Britain and France enter dangerous territory with mounting debts and looming fiscal crises

GovernmentEconomy5 months ago473 Views

Last week’s public sector borrowing figures for the UK made for stark reading. June recorded a staggering £20.7 billion in borrowing, far overshooting both the Office for Budget Responsibility’s forecast and market expectations. Of that sum, a remarkable £16.4 billion was spent purely on interest payments for previous debts. Borrowing just to service older borrowings is a sign that the country is skirting the edges of what economists call “the debt trap”. This is the moment when debt interest payments are growing faster than the economy itself, threatening to send the country’s debt to unsustainable levels.

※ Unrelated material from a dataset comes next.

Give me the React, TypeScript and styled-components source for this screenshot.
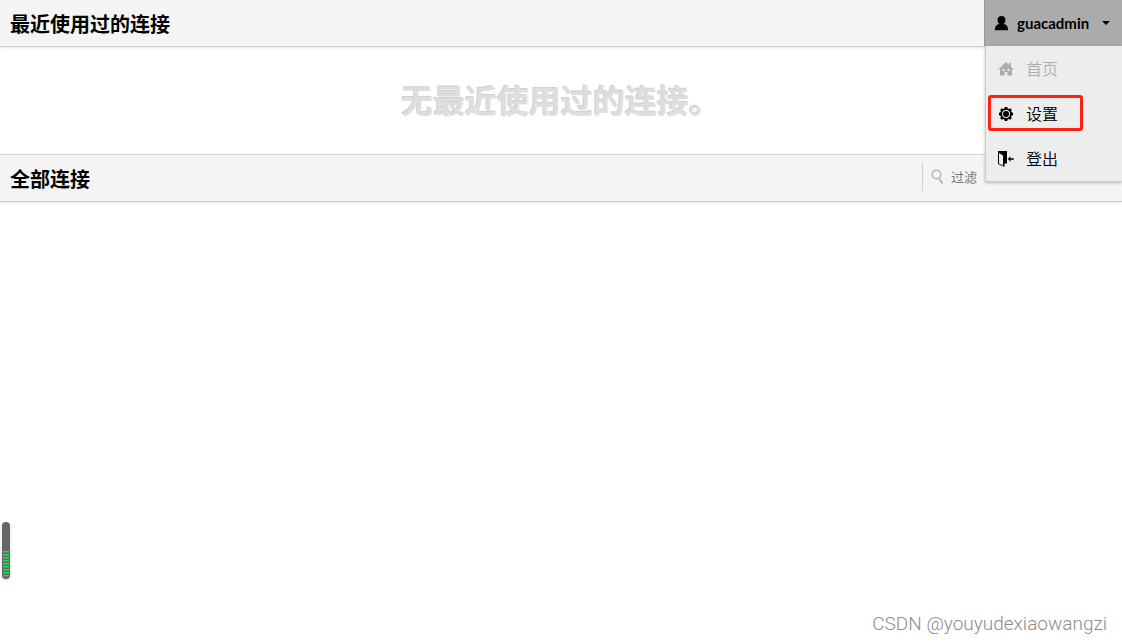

The dynamics of national debt are unyielding. If the government’s borrowing costs exceed the growth rate of the economy (taking inflation into account), then both debt interest payments and the total debt continue rising as a proportion of GDP. The only way to stabilise this dangerous trajectory is for the government to achieve a primary budget surplus—that is, more income than spending before debt interest is taken into account. This demands higher taxes, cuts to public spending, or both. The higher the starting level of debt, the tougher it becomes to reverse the trend.

Britain is not alone in these fiscal doldrums. France finds itself in even deeper waters. The French government’s debt to GDP ratio now stands at 113 percent, compared to the UK’s 100 percent. Its budget deficit is worse too—5.8 percent of GDP last year, whereas the UK managed 5.1 percent, with a further forecast to fall just below 4 percent this year. Growth prospects for both countries remain subdued and shrouded in uncertainty.

For now, France’s borrowing costs remain lower, with ten-year bond yields of about 3.5 percent versus the UK’s 4.6 percent. Yields across the eurozone have converged, with French rates barely higher than those of Italy—the smallest gap in two decades. If market sentiment deteriorates, there is a real chance that French borrowing costs could soon outpace those in Italy, which would mark a seismic shift in European fiscal stability.

Italy’s overall debt is higher at 135 percent of GDP, yet it boasts two significant advantages. The Italian deficit sits at 3.4 percent of GDP and, crucially, the country runs a primary budget surplus of 0.5 percent. France, in contrast, faces a primary deficit of 3.7 percent. Balancing the books will require France to tighten fiscal policy by more than 3 percent of GDP by 2027, while Italy’s task is a far more manageable 0.5 percent.

Stability in government is proving crucial. Italy, long known for political turmoil, is enjoying an unusual stretch of steadiness under Giorgia Meloni. France, on the other hand, has cycled through six prime ministers since 2020, and its minority government faces fierce opposition to any fiscal tightening. President Macron’s proposals to cut the deficit by 1.5 percent of GDP may never survive parliamentary gauntlets. Political instability, combined with the threat of the far-right National Rally claiming the presidency in 2027, could rapidly spook lenders, sending bond yields sharply upwards and pushing France toward a fiscal precipice.

The threats facing Britain and France may differ in the details, but the lesson echoes throughout the continent. Years of easy borrowing, low growth, and mounting interest payments are leaving nations dangerously exposed. The coming years will test their ability to restore confidence, stabilise debt, and chart a path away from the edge.